=== DIRECTIONS ===
Repeat all of the material below exactly as written, images excluded.

=== STORED DATA ===
=-=-=
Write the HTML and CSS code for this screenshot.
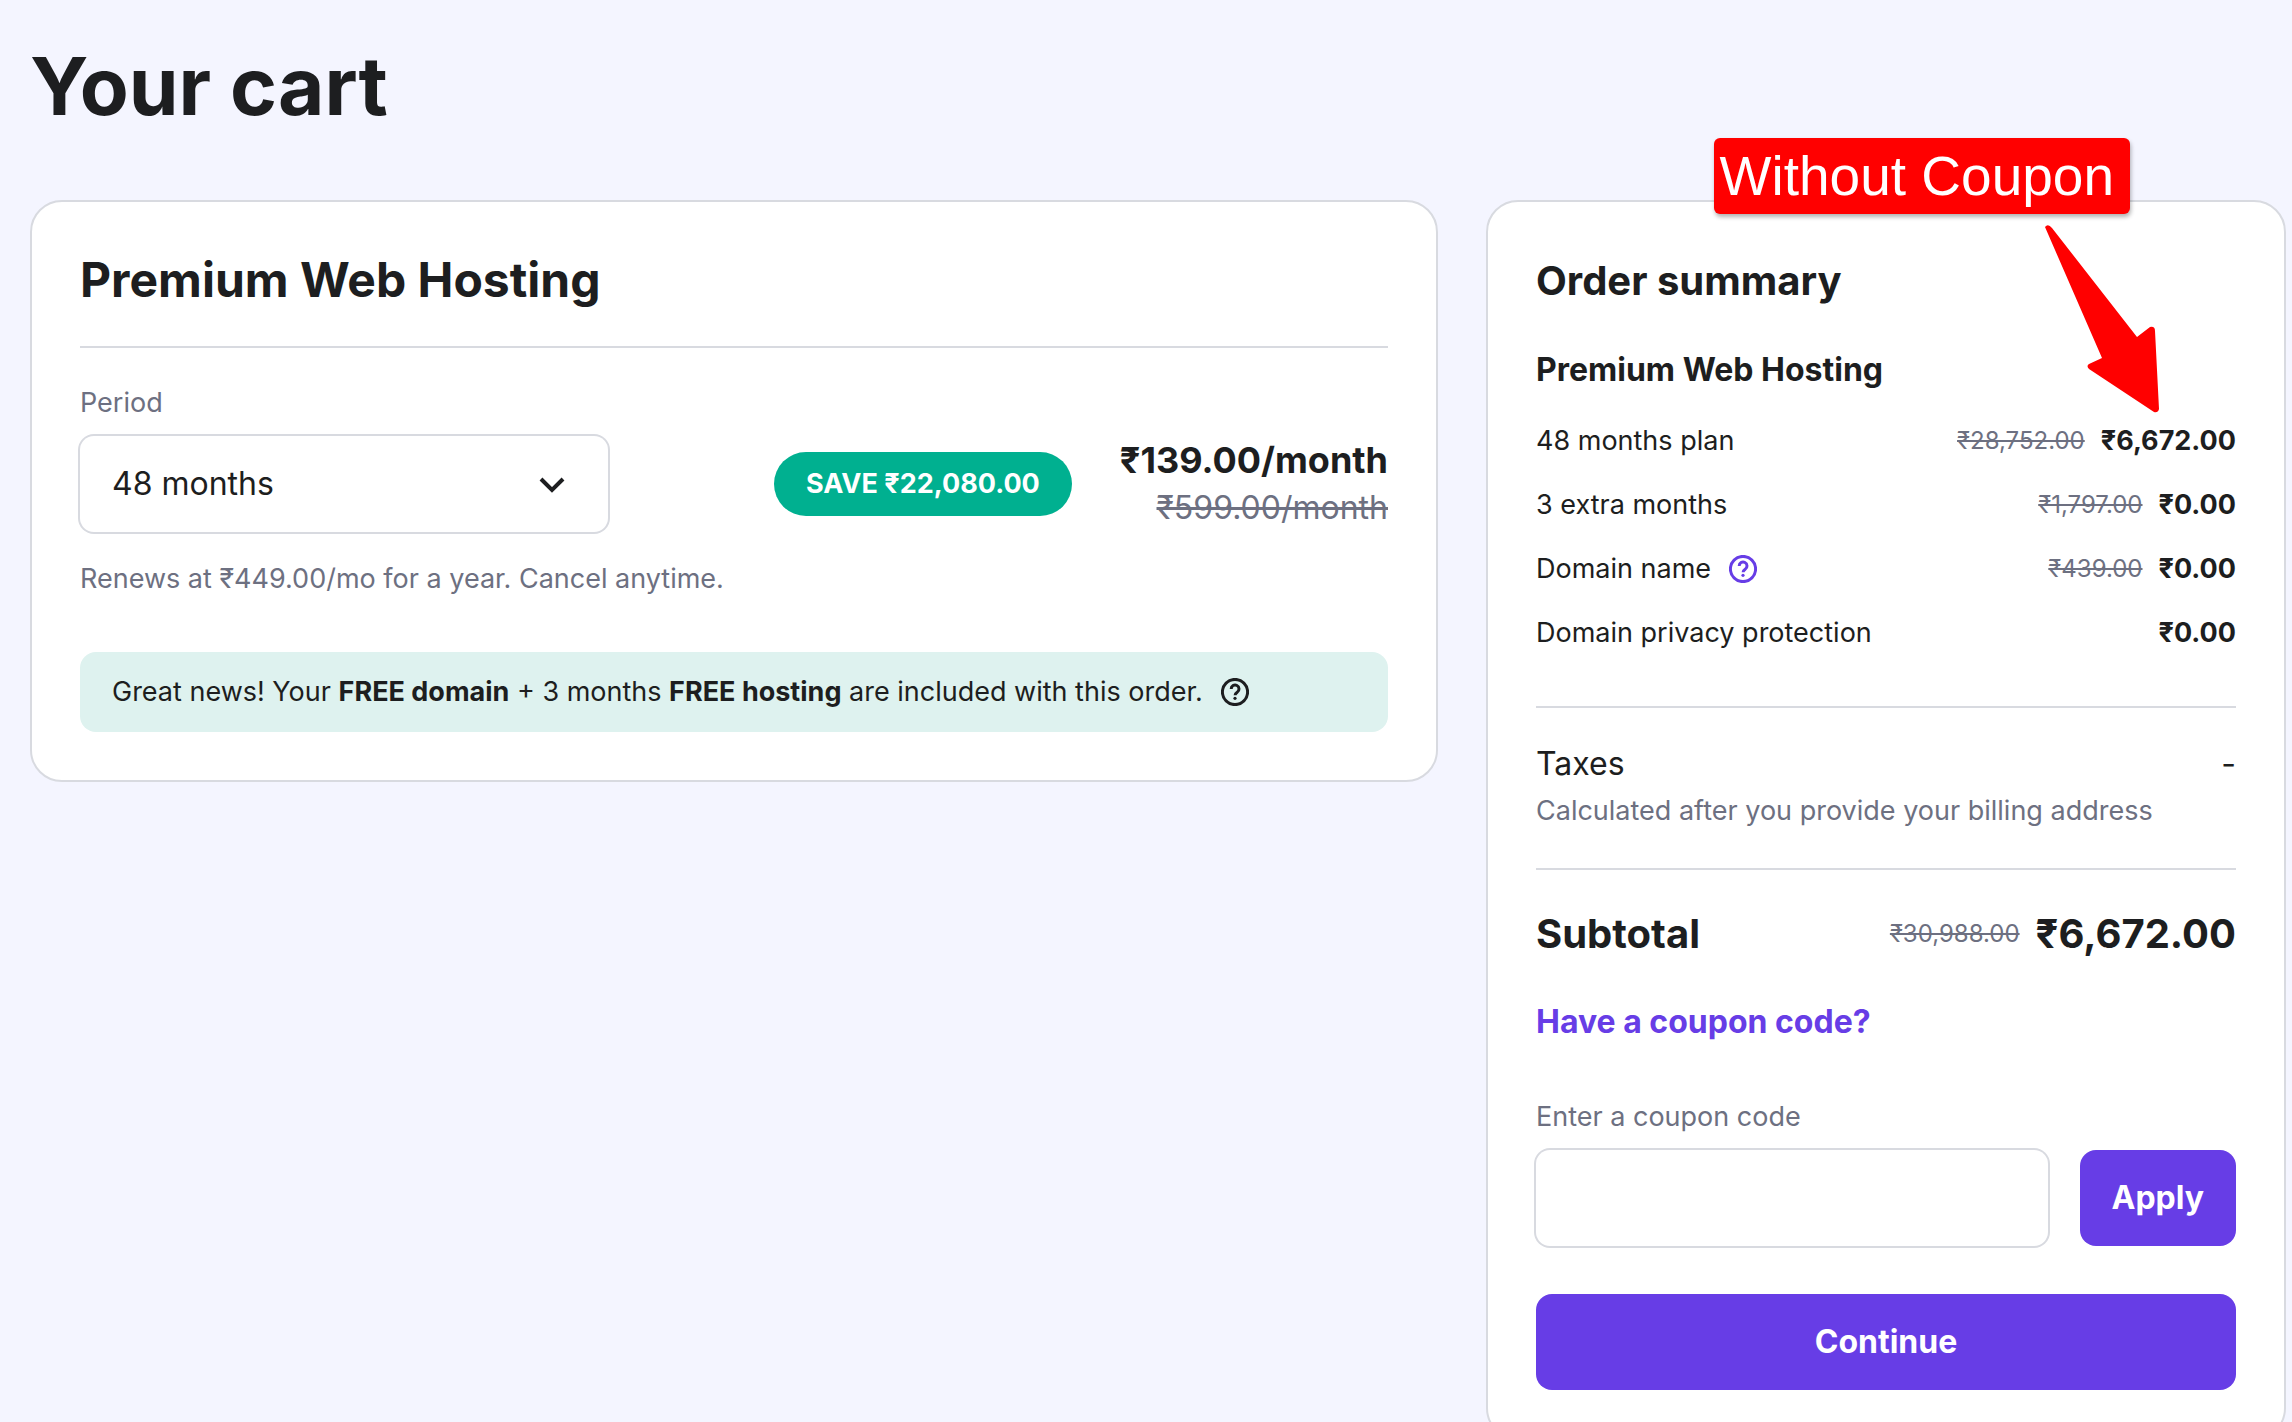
FILE: index.html
```html
<!DOCTYPE html>
<html lang="en">
<head>
  <meta charset="utf-8">
  <title>Your cart</title>
  <link rel="stylesheet" href="styles.css">
</head>
<body>
  <h1>Your cart</h1>
  <main class="cart">
    <section class="card">
      <h2 class="cardTitle">Premium Web Hosting</h2>
      <label class="fieldLabel" for="period">Period</label>
      <div class="periodRow">
        <div class="selectBox">
          <select id="period">
            <option>48 months</option>
            <option>24 months</option>
            <option>12 months</option>
            <option>1 month</option>
          </select>
          <svg class="chevron" viewBox="0 0 28 18" aria-hidden="true">
            <path d="M3 3l11 11L25 3" fill="none" stroke="currentColor" stroke-width="4"/>
          </svg>
        </div>
        <span class="saveBadge">SAVE ₹22,080.00</span>
        <div class="prices">
          <div class="price">₹139.00/month</div>
          <del class="oldPrice">₹599.00/month</del>
        </div>
      </div>
      <p class="renews">Renews at ₹449.00/mo for a year. Cancel anytime.</p>
      <div class="banner">
        <span>Great news! Your <b>FREE domain</b> + 3 months <b>FREE hosting</b> are included with this order.</span>
        <svg class="helpIcon" viewBox="0 0 28 28" aria-hidden="true">
          <circle cx="14" cy="14" r="12.6"/>
          <path d="M10.2 11a3.9 3.9 0 1 1 6 3.200c-1.300 .9-2.100 1.500-2.100 3"/>
          <circle class="dot" cx="14" cy="20.300" r="1.600"/>
        </svg>
      </div>
    </section>

    <aside class="card summary">
      <h2 class="summaryTitle">Order summary</h2>
      <h3>Premium Web Hosting</h3>
      <ul class="items">
        <li><span>48 months plan</span><del>₹28,752.00</del><b>₹6,672.00</b></li>
        <li><span>3 extra months</span><del>₹1,797.00</del><b>₹0.00</b></li>
        <li>
          <span>Domain name
            <svg class="helpIcon purple" viewBox="0 0 28 28" aria-hidden="true">
              <circle cx="14" cy="14" r="12.6"/>
              <path d="M10.2 11a3.9 3.9 0 1 1 6 3.200c-1.300 .9-2.100 1.500-2.100 3"/>
              <circle class="dot" cx="14" cy="20.300" r="1.600"/>
            </svg>
          </span>
          <del>₹439.00</del><b>₹0.00</b>
        </li>
        <li><span>Domain privacy protection</span><b>₹0.00</b></li>
      </ul>
      <div class="taxes">
        <div class="taxRow"><span>Taxes</span><span>-</span></div>
        <p>Calculated after you provide your billing address</p>
      </div>
      <div class="subtotal"><span>Subtotal</span><del>₹30,988.00</del><b>₹6,672.00</b></div>
      <a class="couponLink" href="#coupon">Have a coupon code?</a>
      <label class="fieldLabel" for="coupon">Enter a coupon code</label>
      <div class="couponRow">
        <input type="text" id="coupon" name="coupon">
        <button type="button">Apply</button>
      </div>
      <button type="button" class="continueBtn">Continue</button>

      <div class="callout">Without Coupon</div>
      <svg class="arrow" viewBox="0 0 124 196" aria-hidden="true">
        <path d="M5 5Q8 1 12 6L97 115L110 105Q115 104 115 109L119 187Q118 191 114 190L49 147Q46 144 49 142L62 136Z" fill="#ff0000"/>
      </svg>
    </aside>
  </main>
</body>
</html>
```

FILE: styles.css
```css
* {
  box-sizing: border-box;
}

body {
  margin: 0;
  padding: 38px 6px 0 30px;
  height: 100vh;
  overflow: hidden;
  background-color: #f4f5ff;
  color: #1d1e20;
  font-family: Inter, "Liberation Sans", sans-serif;
  font-size: 27px;
  line-height: 42px;
}

h1 {
  margin: 0 0 66px;
  font-size: 80px;
  line-height: 96px;
}

h2,
h3,
p,
ul {
  margin: 0;
}

b {
  font-weight: 700;
}

.cart {
  display: grid;
  grid-template-columns: 1.76fr 1fr;
  align-items: start;
  gap: 48px;
}

.card {
  position: relative;
  padding: 48px;
  border: 2px solid #d8dae0;
  border-radius: 32px;
  background-color: #fff;
}

.cardTitle {
  padding-bottom: 36px;
  margin-bottom: 34px;
  border-bottom: 2px solid #d8dae0;
  font-size: 48px;
  line-height: 60px;
}

.fieldLabel {
  display: block;
  margin-bottom: 12px;
  color: #6d7081;
}

.periodRow {
  display: flex;
  align-items: center;
  gap: 48px;
}

.selectBox {
  position: relative;
  width: 528px;
  margin-right: auto;
}

select,
input {
  width: 100%;
  height: 96px;
  padding: 0 32px;
  border: none;
  border-radius: 14px;
  box-shadow: 0 0 0 2px #d8dae0;
  background-color: #fff;
  color: #1d1e20;
  font: inherit;
  font-size: 32px;
  appearance: none;
}

.chevron {
  position: absolute;
  right: 42px;
  top: 40px;
  width: 28px;
  height: 18px;
  pointer-events: none;
}

.saveBadge {
  padding: 11px 32px;
  border-radius: 32px;
  background-color: #00b090;
  color: #fff;
  font-weight: 700;
}

.prices {
  text-align: right;
  line-height: 48px;
}

.price {
  font-size: 36px;
  font-weight: 700;
}

.oldPrice {
  display: block;
  font-size: 32px;
}

del {
  color: #6d7081;
}

.renews {
  margin-top: 26px;
  color: #6d7081;
}

.banner {
  display: flex;
  align-items: center;
  gap: 18px;
  margin-top: 52px;
  padding: 19px 32px;
  border-radius: 16px;
  background-color: #def2ef;
}

.helpIcon {
  width: 28px;
  height: 28px;
  fill: none;
  stroke: #1d1e20;
  stroke-width: 3;
}

.helpIcon .dot {
  fill: #1d1e20;
  stroke: none;
}

.purple {
  margin-left: 10px;
  vertical-align: -5px;
  stroke: #673de6;
}

.purple .dot {
  fill: #673de6;
}

.summaryTitle {
  font-size: 40px;
  line-height: 62px;
}

h3 {
  margin: 34px 0 26px;
  font-size: 32px;
  line-height: 48px;
}

.items {
  display: flex;
  flex-direction: column;
  gap: 22px;
  padding: 0 0 52px;
  border-bottom: 2px solid #d8dae0;
  list-style: none;
}

.items li,
.subtotal {
  display: flex;
  align-items: center;
  gap: 16px;
}

.items span,
.subtotal span {
  margin-right: auto;
}

.items del,
.subtotal del {
  font-size: 24px;
  font-weight: 400;
}

.taxes {
  padding: 32px 0 36px;
  border-bottom: 2px solid #d8dae0;
}

.taxRow {
  display: flex;
  justify-content: space-between;
  margin-bottom: 2px;
  font-size: 32px;
  line-height: 48px;
}

.taxes p {
  color: #6d7081;
}

.subtotal {
  margin: 34px 0;
  font-size: 40px;
  font-weight: 700;
  line-height: 60px;
}

.couponLink {
  display: block;
  margin-bottom: 50px;
  color: #673de6;
  font-size: 32px;
  font-weight: 700;
  line-height: 48px;
  text-decoration: none;
}

.couponRow {
  display: flex;
  gap: 32px;
  margin-bottom: 48px;
}

button {
  height: 96px;
  padding: 0 32px;
  border: none;
  border-radius: 16px;
  background-color: #673de6;
  color: #fff;
  font: inherit;
  font-size: 32px;
  font-weight: 700;
}

.continueBtn {
  width: 100%;
}

/* red note over the top edge of the summary card */
.callout {
  position: absolute;
  top: -64px;
  right: 154px;
  padding: 0 16px 0 6px;
  border-radius: 6px;
  background-color: #ff0000;
  box-shadow: 1px 3px 4px rgba(0, 0, 0, 0.3);
  color: #fff;
  font-family: "Liberation Sans", sans-serif;
  font-size: 55px;
  line-height: 76px;
}

.arrow {
  position: absolute;
  top: 20px;
  right: 120px;
  width: 124px;
  height: 196px;
}
```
=-=-=
=== RESULT OF THIS EXERCISE ===
Write the HTML and CSS code for this screenshot.
FILE: index.html
```html
<!DOCTYPE html>
<html lang="en">
<head>
  <meta charset="utf-8">
  <title>Your cart</title>
  <link rel="stylesheet" href="styles.css">
</head>
<body>
  <h1>Your cart</h1>
  <main class="cart">
    <section class="card">
      <h2 class="cardTitle">Premium Web Hosting</h2>
      <label class="fieldLabel" for="period">Period</label>
      <div class="periodRow">
        <div class="selectBox">
          <select id="period">
            <option>48 months</option>
            <option>24 months</option>
            <option>12 months</option>
            <option>1 month</option>
          </select>
          <svg class="chevron" viewBox="0 0 28 18" aria-hidden="true">
            <path d="M3 3l11 11L25 3" fill="none" stroke="currentColor" stroke-width="4"/>
          </svg>
        </div>
        <span class="saveBadge">SAVE ₹22,080.00</span>
        <div class="prices">
          <div class="price">₹139.00/month</div>
          <del class="oldPrice">₹599.00/month</del>
        </div>
      </div>
      <p class="renews">Renews at ₹449.00/mo for a year. Cancel anytime.</p>
      <div class="banner">
        <span>Great news! Your <b>FREE domain</b> + 3 months <b>FREE hosting</b> are included with this order.</span>
        <svg class="helpIcon" viewBox="0 0 28 28" aria-hidden="true">
          <circle cx="14" cy="14" r="12.6"/>
          <path d="M10.2 11a3.9 3.9 0 1 1 6 3.200c-1.300 .9-2.100 1.500-2.100 3"/>
          <circle class="dot" cx="14" cy="20.300" r="1.600"/>
        </svg>
      </div>
    </section>

    <aside class="card summary">
      <h2 class="summaryTitle">Order summary</h2>
      <h3>Premium Web Hosting</h3>
      <ul class="items">
        <li><span>48 months plan</span><del>₹28,752.00</del><b>₹6,672.00</b></li>
        <li><span>3 extra months</span><del>₹1,797.00</del><b>₹0.00</b></li>
        <li>
          <span>Domain name
            <svg class="helpIcon purple" viewBox="0 0 28 28" aria-hidden="true">
              <circle cx="14" cy="14" r="12.6"/>
              <path d="M10.2 11a3.9 3.9 0 1 1 6 3.200c-1.300 .9-2.100 1.500-2.100 3"/>
              <circle class="dot" cx="14" cy="20.300" r="1.600"/>
            </svg>
          </span>
          <del>₹439.00</del><b>₹0.00</b>
        </li>
        <li><span>Domain privacy protection</span><b>₹0.00</b></li>
      </ul>
      <div class="taxes">
        <div class="taxRow"><span>Taxes</span><span>-</span></div>
        <p>Calculated after you provide your billing address</p>
      </div>
      <div class="subtotal"><span>Subtotal</span><del>₹30,988.00</del><b>₹6,672.00</b></div>
      <a class="couponLink" href="#coupon">Have a coupon code?</a>
      <label class="fieldLabel" for="coupon">Enter a coupon code</label>
      <div class="couponRow">
        <input type="text" id="coupon" name="coupon">
        <button type="button">Apply</button>
      </div>
      <button type="button" class="continueBtn">Continue</button>

      <div class="callout">Without Coupon</div>
      <svg class="arrow" viewBox="0 0 124 196" aria-hidden="true">
        <path d="M5 5Q8 1 12 6L97 115L110 105Q115 104 115 109L119 187Q118 191 114 190L49 147Q46 144 49 142L62 136Z" fill="#ff0000"/>
      </svg>
    </aside>
  </main>
</body>
</html>
```

FILE: styles.css
```css
* {
  box-sizing: border-box;
}

body {
  margin: 0;
  padding: 38px 6px 0 30px;
  height: 100vh;
  overflow: hidden;
  background-color: #f4f5ff;
  color: #1d1e20;
  font-family: Inter, "Liberation Sans", sans-serif;
  font-size: 27px;
  line-height: 42px;
}

h1 {
  margin: 0 0 66px;
  font-size: 80px;
  line-height: 96px;
}

h2,
h3,
p,
ul {
  margin: 0;
}

b {
  font-weight: 700;
}

.cart {
  display: grid;
  grid-template-columns: 1.76fr 1fr;
  align-items: start;
  gap: 48px;
}

.card {
  position: relative;
  padding: 48px;
  border: 2px solid #d8dae0;
  border-radius: 32px;
  background-color: #fff;
}

.cardTitle {
  padding-bottom: 36px;
  margin-bottom: 34px;
  border-bottom: 2px solid #d8dae0;
  font-size: 48px;
  line-height: 60px;
}

.fieldLabel {
  display: block;
  margin-bottom: 12px;
  color: #6d7081;
}

.periodRow {
  display: flex;
  align-items: center;
  gap: 48px;
}

.selectBox {
  position: relative;
  width: 528px;
  margin-right: auto;
}

select,
input {
  width: 100%;
  height: 96px;
  padding: 0 32px;
  border: none;
  border-radius: 14px;
  box-shadow: 0 0 0 2px #d8dae0;
  background-color: #fff;
  color: #1d1e20;
  font: inherit;
  font-size: 32px;
  appearance: none;
}

.chevron {
  position: absolute;
  right: 42px;
  top: 40px;
  width: 28px;
  height: 18px;
  pointer-events: none;
}

.saveBadge {
  padding: 11px 32px;
  border-radius: 32px;
  background-color: #00b090;
  color: #fff;
  font-weight: 700;
}

.prices {
  text-align: right;
  line-height: 48px;
}

.price {
  font-size: 36px;
  font-weight: 700;
}

.oldPrice {
  display: block;
  font-size: 32px;
}

del {
  color: #6d7081;
}

.renews {
  margin-top: 26px;
  color: #6d7081;
}

.banner {
  display: flex;
  align-items: center;
  gap: 18px;
  margin-top: 52px;
  padding: 19px 32px;
  border-radius: 16px;
  background-color: #def2ef;
}

.helpIcon {
  width: 28px;
  height: 28px;
  fill: none;
  stroke: #1d1e20;
  stroke-width: 3;
}

.helpIcon .dot {
  fill: #1d1e20;
  stroke: none;
}

.purple {
  margin-left: 10px;
  vertical-align: -5px;
  stroke: #673de6;
}

.purple .dot {
  fill: #673de6;
}

.summaryTitle {
  font-size: 40px;
  line-height: 62px;
}

h3 {
  margin: 34px 0 26px;
  font-size: 32px;
  line-height: 48px;
}

.items {
  display: flex;
  flex-direction: column;
  gap: 22px;
  padding: 0 0 52px;
  border-bottom: 2px solid #d8dae0;
  list-style: none;
}

.items li,
.subtotal {
  display: flex;
  align-items: center;
  gap: 16px;
}

.items span,
.subtotal span {
  margin-right: auto;
}

.items del,
.subtotal del {
  font-size: 24px;
  font-weight: 400;
}

.taxes {
  padding: 32px 0 36px;
  border-bottom: 2px solid #d8dae0;
}

.taxRow {
  display: flex;
  justify-content: space-between;
  margin-bottom: 2px;
  font-size: 32px;
  line-height: 48px;
}

.taxes p {
  color: #6d7081;
}

.subtotal {
  margin: 34px 0;
  font-size: 40px;
  font-weight: 700;
  line-height: 60px;
}

.couponLink {
  display: block;
  margin-bottom: 50px;
  color: #673de6;
  font-size: 32px;
  font-weight: 700;
  line-height: 48px;
  text-decoration: none;
}

.couponRow {
  display: flex;
  gap: 32px;
  margin-bottom: 48px;
}

button {
  height: 96px;
  padding: 0 32px;
  border: none;
  border-radius: 16px;
  background-color: #673de6;
  color: #fff;
  font: inherit;
  font-size: 32px;
  font-weight: 700;
}

.continueBtn {
  width: 100%;
}

/* red note over the top edge of the summary card */
.callout {
  position: absolute;
  top: -64px;
  right: 154px;
  padding: 0 16px 0 6px;
  border-radius: 6px;
  background-color: #ff0000;
  box-shadow: 1px 3px 4px rgba(0, 0, 0, 0.3);
  color: #fff;
  font-family: "Liberation Sans", sans-serif;
  font-size: 55px;
  line-height: 76px;
}

.arrow {
  position: absolute;
  top: 20px;
  right: 120px;
  width: 124px;
  height: 196px;
}
```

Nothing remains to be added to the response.